BWW Review: THE BRIEF LIFE AND MYSTERIOUS DEATH OF BORIS III, KING OF BULGARIA: PART THE FIRST, VAULT Festival
Out Of The Forest Theatre return to VAULT Festival to deliver a glorious history lesson in their customary unconventional style. They introduce their London public to Boris III of Bulgaria, who rose to power after his country's defeat in World War I.
A spoonful of satire, a dash of revisionism, and a whole lot of black humour turn The Brief Life and Mysterious Death of Boris III, King of Bulgaria: Part The First into a galvanising, engrossing, and thoroughly exciting lecture.
Written by Joseph Cullen - who stands as Boris III - and Sasha Wilson - also in the cast - the play honours its inspiration but cut no corners in showing the hypocrisy and political intrigue that resulted in saving thousands of Jews from Hitler's horrific measures. The show's success is rooted in its stagecraft. The company address their audience and pitch in with asides and live commentary on the events that are unfolding, pointing out when the action is historically accurate and when certain liberties have been taken.
From his Machiavellian plans to get his lands back after the war to the meeting with the Führer that essentially signed his death warrant, the ensemble is gracious but unforgiving in their portrait. Solidly comical choices interject poignant reflections on the importance of the correct depiction of the historical accounts. "History isn't fair" they muse as they wrap up their retelling, having previously questioned Boris III on his values and role in the Holocaust.
"I did what I could" he says, immediately objected by a soft "Did you?" from the others. His ambivalence and instinctive selfishness is highlighted by the comedy in the performance, as is his ultimate struggle to free himself from the strings that Germany wanted to attach to him. The cat-and-mouse game he started with the Nazi is transported to the stage with clockwork dynamism.
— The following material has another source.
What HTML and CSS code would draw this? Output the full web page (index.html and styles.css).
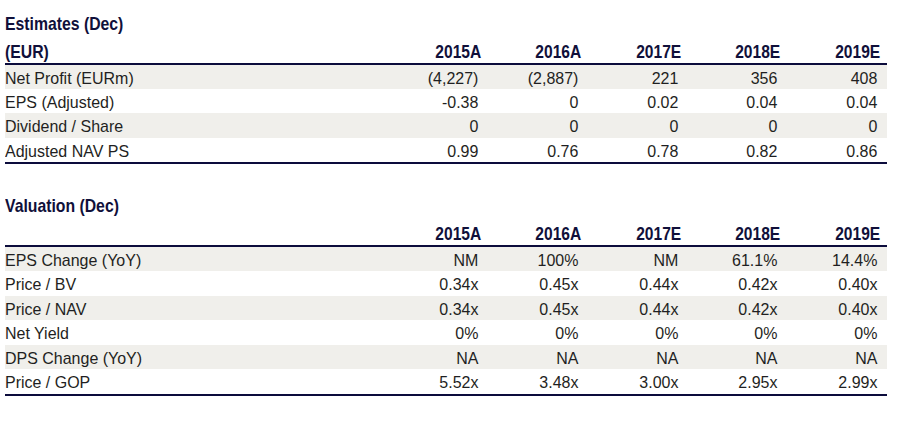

They marry socio-political commentary with visual storytelling and the cast of four (not including Cullen as the Tsar) keep the pace going with an array of characters and plot twists. The international climate of the time resonates throughout the show and the company brilliantly proves that politics are theatre, and theatre is politics.
Clear in their intent even in this first debut of the work, they manage to be engaging while dusting off the less explored pages of European history. Boris III is as fascinating as its title is. Out Of The Forest do it again and present another exceptionally relevant production.